Et pourtant, cette explication ne couvre pas
l’intégralité du phénomène, puisque le sud de l’Europe est en changement depuis
pas mal de temps et la Roumanie constitue un cas école en ce sens, affirme Dumitru
Sandu.
« C’est surtout dans les pays du sud de l’Europe, des pays pauvres,
qu’a eu lieu durant les derniers 10 à 20 ans un processus de croissance
accélérée du niveau d’aspiration des jeunes. Autrement dit, les jeunes de
Roumanie, quel que soit leur état économique et l’état économique du pays,
souhaitent vivre comme en Occident. Dans de telles conditions, une partie
d’entre eux partent dans des pays occidentaux, mais d’autres choisissent toutefois
de rester en Roumanie. Pour que la série de conditions de vie dans les futures
jeunes familles soit plus proche de la série de conditions d’Occident, ils
acceptent une période de transition, durant laquelle ils dépensent moins et se
préparent à fonder leur propre famille. Par exemple, la société roumaine
commence à investir davantage dans la qualité des conditions offertes à
l’enfant. L’idée, c’est de ne plus avoir plus d’enfants, mais d’offrir une
meilleure éducation et un niveau de vie meilleur aux enfants qu’ils ont déjà. Ces
ajournements qui semblent étranges à première vue sont tout à fait
raisonnables.
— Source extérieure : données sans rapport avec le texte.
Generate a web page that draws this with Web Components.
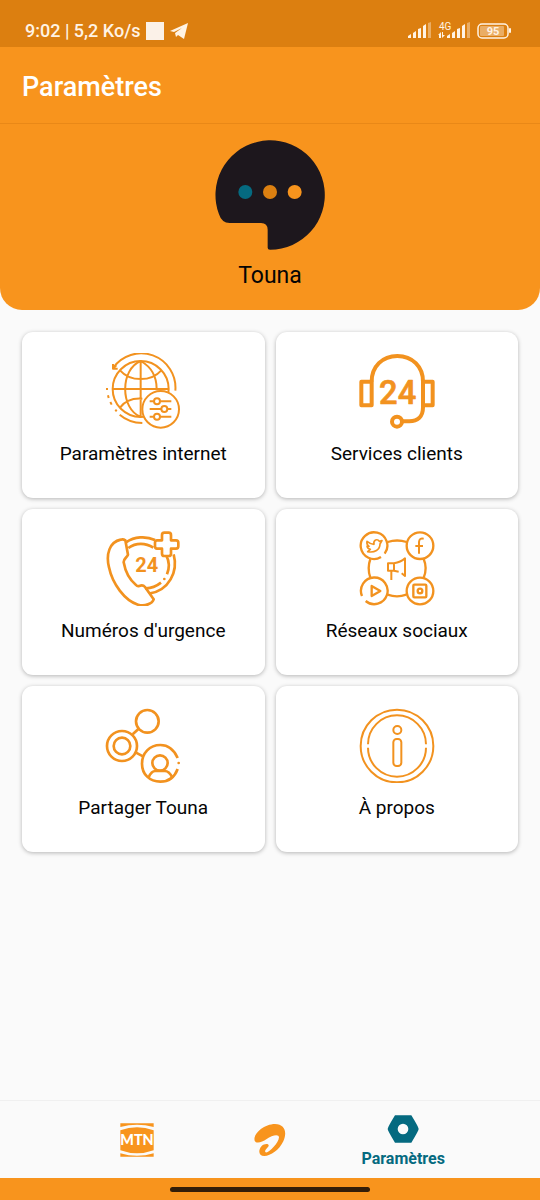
<!DOCTYPE html>
<html lang="fr">
<head>
<meta charset="utf-8">
<meta name="viewport" content="width=device-width, initial-scale=1">
<title>Touna</title>
<style>
  body {
    margin: 0;
    font-family: Roboto, "Liberation Sans", sans-serif;
    color: #050505;
    background-color: #fafafa;
    --orange: #f8941d;
    --orange-dark: #dc7f10;
    --teal: #056a80;
  }
</style>
</head>
<body>
<settings-screen></settings-screen>

<script>
const icons = {
  globe: {
    viewBox: '46 39 228 228',
    body: `
      <g stroke-width="6">
        <circle cx="153" cy="147" r="84"/>
        <path d="M153 63V231M69 147H237M153 63C91 88 91 206 153 231M153 63C187 82 201 112 201 147
          M91 91C122 126 184 126 215 91M91 203C107 181 130 174 158 176"/>
        <path d="M257 152A103 103 0 0 0 70 84M70 72V86H84M70 86L80 76"/>
        <path d="M52 144V150M55 166L57 174M62 186L66 194M77 209L81 214M90 224Q118 248 158 249"/>
        <circle cx="213" cy="208" r="55" fill="#fff"/>
        <path d="M180 184H192M212 184H245M180 207H214M234 207H245M180 230H192M212 230H245"/>
        <circle cx="202" cy="184" r="9"/>
        <circle cx="224" cy="207" r="9"/>
        <circle cx="202" cy="230" r="9"/>
      </g>`
  },
  headset: {
    viewBox: '56 39 228 228',
    body: `
      <g stroke-width="12">
        <path d="M94 125C94 80 126 48 171 48S248 80 248 125V202C248 230 232 244 207 244H186"/>
        <rect x="63" y="125" width="31" height="71"/>
        <rect x="248" y="125" width="29" height="71"/>
        <circle cx="170" cy="245" r="15"/>
      </g>
      <text x="172" y="192" font-size="98" font-weight="500" class="rounded">24</text>`
  },
  emergency: {
    viewBox: '46 30 228 228',
    body: `
      <g stroke-width="8">
        <path d="M93 59C60 66 48 102 58 142C68 191 105 242 145 254C166 260 188 251 192 238L166 201
          C160 194 154 196 149 198Q143 200 139 195C118 178 107 155 102 127C101 116 113 112 115 104L107 61Q100 56 93 59Z"/>
        <path d="M109 67C134 50 168 47 196 60M252 103C266 155 238 212 178 221"/>
        <path d="M116 84C139 67 168 68 191 83M230 107C240 126 240 143 232 163M166 205C185 206 200 199 214 188"/>
        <path d="M217 45Q217 38 224 38H237Q244 38 244 45V61H259Q266 61 266 68V79Q266 86 259 86H244V101
          Q244 108 237 108H224Q217 108 217 101V86H202Q196 86 196 79V68Q196 61 202 61H217Z"/>
      </g>
      <circle cx="224" cy="177" r="4" class="solid"/>
      <text x="171" y="155" font-size="60" font-weight="700">24</text>`
  },
  social: {
    viewBox: '56 30 228 228',
    body: `
      <g stroke-width="7">
        <path d="M142 66Q170 57 199 66M90 117Q80 145 90 173M250 117Q262 145 250 173M142 224Q170 234 198 224"/>
        <path d="M122 111A40 40 0 1 1 133 101"/>
        <circle cx="239" cy="77" r="40"/>
        <circle cx="239" cy="213" r="40"/>
        <path d="M65 228A40 40 0 1 1 76 243"/>
        <path d="M94 198L120 213L94 228Z"/>
        <rect x="219" y="194" width="39" height="38" rx="3"/>
        <circle cx="239" cy="213" r="7"/>
        <path d="M250 56Q237 53 236 66V101M225 78H248" stroke-width="6"/>
        <path d="M80 64Q91 73 101 73C98 58 112 56 117 64L125 62L119 72C119 89 103 99 82 95
          L90 88Q81 86 80 78L86 79Q78 73 80 64Z" stroke-width="5"/>
        <path d="M143 130H161V152H143ZM161 130Q181 127 194 115V168L184 160M161 152L175 155M153 152V180" stroke-width="6"/>
      </g>`
  },
  share: {
    viewBox: '46 33 228 228',
    body: `
      <g stroke-width="8">
        <circle cx="173" cy="76" r="34"/>
        <circle cx="97" cy="150" r="45"/>
        <circle cx="97" cy="150" r="25"/>
        <path d="M129 115L147 98M139 170L160 181"/>
        <path d="M264 186C253 161 237 147 212 147C180 147 157 171 157 203S180 257 212 257C239 257 255 243 264 219"/>
        <circle cx="211" cy="201" r="23"/>
        <path d="M177 244Q185 225 197 225H225Q239 225 247 244"/>
      </g>
      <circle cx="267" cy="201" r="4" class="solid"/>`
  },
  info: {
    viewBox: '56 33 228 228',
    body: `
      <g stroke-width="6">
        <circle cx="170" cy="150" r="109"/>
        <path d="M83 145A87 87 0 0 1 257 145M83 155A87 87 0 0 0 257 155"/>
        <circle cx="171" cy="102" r="12"/>
        <rect x="159" y="129" width="24" height="81" rx="10"/>
      </g>`
  },
  mtn: {
    viewBox: '87 94 108 108',
    body: `
      <path class="solid" d="M91 98H191V109Q141 95 91 109ZM91 119Q141 101 191 119V179Q141 197 91 179ZM91 188Q141 203 191 188V198H91Z"/>
      <text x="141" y="164" font-size="43" font-weight="900" font-family="Lato, sans-serif" class="light">MTN</text>`
  },
  airtel: {
    viewBox: '486 94 108 108',
    body: `
      <path class="solid" d="M494 150C488 130 522 100 555 100C585 101 592 125 580 152C568 178 542 196 523 196
        C505 196 504 178 515 166C522 159 535 158 536 164C537 170 522 178 526 184C532 192 566 158 567 140
        C567 128 545 134 530 145C515 156 498 160 494 150Z"/>`
  },
  nut: {
    viewBox: '222 61 108 108',
    body: `
      <path class="solid" fill-rule="evenodd" d="M252 74H301Q323 110 323 115Q323 120 301 156H252Q230 120 230 115
        Q230 110 252 74ZM276 99A16 16 0 1 0 276 131A16 16 0 1 0 276 99Z"/>`
  }
};

class AppIcon extends HTMLElement {
  constructor() {
    super();
    this.root = this.attachShadow({ mode: 'open' });
  }

  connectedCallback() {
    const icon = icons[this.getAttribute('name')];
    this.root.innerHTML = `
      <style>
        :host {
          display: block;
          width: 76px;
          height: 76px;
          color: #f2921f;
        }
        :host([small]) {
          width: 36px;
          height: 36px;
          color: var(--orange);
        }
        :host([name="nut"]) {
          color: var(--teal);
        }
        svg {
          display: block;
          width: 100%;
          height: 100%;
          fill: none;
          stroke: currentColor;
          stroke-linejoin: round;
        }
        text {
          fill: currentColor;
          text-anchor: middle;
          stroke-width: 0;
        }
        .rounded {
          stroke-width: 2;
        }
        .solid {
          fill: currentColor;
          stroke: none;
        }
        .light {
          fill: #fff;
        }
      </style>
      <svg viewBox="${icon.viewBox}" aria-hidden="true">${icon.body}</svg>
    `;
  }
}

class StatusBar extends HTMLElement {
  constructor() {
    super();
    this.attachShadow({ mode: 'open' }).innerHTML = `
      <style>
        :host {
          display: flex;
          align-items: center;
          justify-content: space-between;
          box-sizing: border-box;
          height: 47px;
          padding: 14px 28px 0 25px;
          color: #fff3e4;
          background-color: var(--orange-dark);
          font-size: 18px;
          font-weight: 500;
        }
        .left, .right {
          display: flex;
          align-items: center;
        }
        .left {
          gap: 6px;
        }
        .right {
          gap: 6px;
        }
        .square {
          width: 18px;
          height: 18px;
          background-color: #fbf1e8;
        }
        svg {
          display: block;
          fill: currentColor;
        }
        text {
          font-size: 10px;
          font-weight: 400;
        }
        .level {
          font-size: 11px;
          font-weight: 700;
          text-anchor: middle;
        }
      </style>
      <div class="left">
        <span>9:02 | 5,2 Ko/s</span>
        <span class="square"></span>
        <svg width="18" height="16" viewBox="0 0 18 16">
          <path d="M0 8L18 0L14 16L8 12L6 14L5 10L12 5L4 9Z"/>
        </svg>
      </div>
      <div class="right">
        <svg width="24" height="22" viewBox="0 -2 24 22">
          <path d="M0 16V14L3 12V16ZM5 16V11L8 9V16ZM10 16V7L13 6V16ZM15 16V4L18 2V16Z"/>
          <path d="M20 16V1L23 0V16Z" opacity=".4"/>
        </svg>
        <svg width="33" height="22" viewBox="0 -2 33 22">
          <text x="1" y="8">4G</text>
          <path d="M0 13L3 10V16H1V13ZM4 10H5V13H7L4 16Z"/>
          <path d="M9 16V14L12 12V16ZM14 16V11L17 9V16ZM19 16V7L22 6V16ZM24 16V4L27 2V16Z"/>
          <path d="M29 16V1L32 0V16Z" opacity=".4"/>
        </svg>
        <svg width="35" height="22" viewBox="0 -2 35 22">
          <rect x="1" y="2" width="30" height="14" rx="4" fill="none" stroke="currentColor" stroke-width="1.500"/>
          <rect x="3" y="4" width="24" height="10" rx="1" opacity=".4"/>
          <rect x="32" y="6" width="2" height="5" rx="1"/>
          <text class="level" x="16" y="13">95</text>
        </svg>
      </div>
    `;
  }
}

class AppHeader extends HTMLElement {
  constructor() {
    super();
    this.attachShadow({ mode: 'open' }).innerHTML = `
      <style>
        :host {
          display: block;
        }
        .bar {
          display: flex;
          align-items: center;
          height: 77px;
          padding: 4px 22px 0;
          box-sizing: border-box;
          color: #fff;
          background-color: var(--orange);
          border-bottom: 1px solid #e98817;
        }
        h1 {
          margin: 0;
          font-size: 27px;
          font-weight: 500;
        }
        .hero {
          display: flex;
          flex-direction: column;
          align-items: center;
          gap: 12px;
          padding: 16px 0 20px;
          background-color: var(--orange);
          border-radius: 0 0 22px 22px;
          font-size: 23px;
          line-height: 28px;
        }
        svg {
          display: block;
        }
      </style>
      <header class="bar"><h1><slot name="title"></slot></h1></header>
      <div class="hero">
        <svg width="110" height="110" viewBox="76 31 330 330" aria-hidden="true">
          <path fill="#1d171d" d="M241 360A164 164 0 1 0 88 254Q96 280 120 280H214Q234 281 234 300V354Q234 360 241 360Z"/>
          <circle cx="167" cy="187" r="21" fill="#056a80"/>
          <circle cx="241" cy="187" r="21" fill="#dc8011"/>
          <circle cx="315" cy="187" r="21" fill="#f8941d"/>
        </svg>
        <slot></slot>
      </div>
    `;
  }
}

class SettingsCard extends HTMLElement {
  constructor() {
    super();
    this.attachShadow({ mode: 'open' }).innerHTML = `
      <style>
        :host {
          display: block;
        }
        button {
          display: flex;
          flex-direction: column;
          align-items: center;
          gap: 13px;
          width: 100%;
          padding: 21px 0 32px;
          border: 0;
          border-radius: 11px;
          color: inherit;
          background-color: #fff;
          box-shadow: 0 1px 4px rgba(0,0,0,0.28);
          font: inherit;
          font-size: 19px;
          line-height: 24px;
        }
      </style>
      <button type="button">
        <slot name="icon"></slot>
        <span><slot></slot></span>
      </button>
    `;
  }
}

class NavItem extends HTMLElement {
  constructor() {
    super();
    this.attachShadow({ mode: 'open' }).innerHTML = `
      <style>
        :host {
          display: block;
          flex: 1;
        }
        a {
          display: flex;
          flex-direction: column;
          align-items: center;
          justify-content: center;
          gap: 2px;
          height: 100%;
          color: var(--teal);
          font-size: 16px;
          font-weight: 700;
          line-height: 20px;
          text-decoration: none;
        }
      </style>
      <a href="#"><slot name="icon"></slot><slot></slot></a>
    `;
    this.shadowRoot.querySelector('a').href = '#' + this.id;
    const label = this.getAttribute('label');
    if (label) {
      this.shadowRoot.querySelector('a').setAttribute('aria-label', label);
    }
  }
}

class BottomNav extends HTMLElement {
  constructor() {
    super();
    this.attachShadow({ mode: 'open' }).innerHTML = `
      <style>
        :host {
          display: block;
        }
        nav {
          display: flex;
          height: 77px;
          padding: 0 13%;
          border-top: 1px solid #f0f0f0;
        }
        .gesture {
          display: flex;
          align-items: center;
          justify-content: center;
          height: 22px;
          background-color: var(--orange);
        }
        .handle {
          width: 37%;
          height: 5px;
          border-radius: 3px;
          background-color: #331d08;
        }
      </style>
      <nav><slot></slot></nav>
      <div class="gesture"><div class="handle"></div></div>
    `;
  }
}

class SettingsScreen extends HTMLElement {
  constructor() {
    super();
    this.attachShadow({ mode: 'open' }).innerHTML = `
      <style>
        :host {
          display: flex;
          flex-direction: column;
          min-height: 100vh;
        }
        main {
          flex: 1;
          display: grid;
          grid-template-columns: 1fr 1fr;
          align-content: start;
          gap: 11px;
          padding: 22px;
        }
      </style>
      <status-bar></status-bar>
      <app-header><span slot="title">Paramètres</span>Touna</app-header>
      <main>
        <settings-card><app-icon slot="icon" name="globe"></app-icon>Paramètres internet</settings-card>
        <settings-card><app-icon slot="icon" name="headset"></app-icon>Services clients</settings-card>
        <settings-card><app-icon slot="icon" name="emergency"></app-icon>Numéros d'urgence</settings-card>
        <settings-card><app-icon slot="icon" name="social"></app-icon>Réseaux sociaux</settings-card>
        <settings-card><app-icon slot="icon" name="share"></app-icon>Partager Touna</settings-card>
        <settings-card><app-icon slot="icon" name="info"></app-icon>À propos</settings-card>
      </main>
      <bottom-nav>
        <nav-item id="mtn" label="MTN"><app-icon slot="icon" name="mtn" small></app-icon></nav-item>
        <nav-item id="airtel" label="Airtel"><app-icon slot="icon" name="airtel" small></app-icon></nav-item>
        <nav-item id="parametres"><app-icon slot="icon" name="nut" small></app-icon>Paramètres</nav-item>
      </bottom-nav>
    `;
  }
}

customElements.define('app-icon', AppIcon);
customElements.define('status-bar', StatusBar);
customElements.define('app-header', AppHeader);
customElements.define('settings-card', SettingsCard);
customElements.define('nav-item', NavItem);
customElements.define('bottom-nav', BottomNav);
customElements.define('settings-screen', SettingsScreen);
</script>
</body>
</html>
Ils sont une conséquence de la progression rapide du niveau
d’aspirations des jeunes relativement pauvres du sud de l’Europe qui remettent
constamment à plus tard la constitution d’une famille et d’une maison
individuelle afin de réunir les conditions idéales. »
Malheureusement, aucune étude actuelle n’annonce une
réduction du taux de corésidence des jeunes avec leurs parents à l’avenir. Vu
que les conditions économiques ne devraient pas changer radicalement dans le
futur, cette perspective est assez improbable.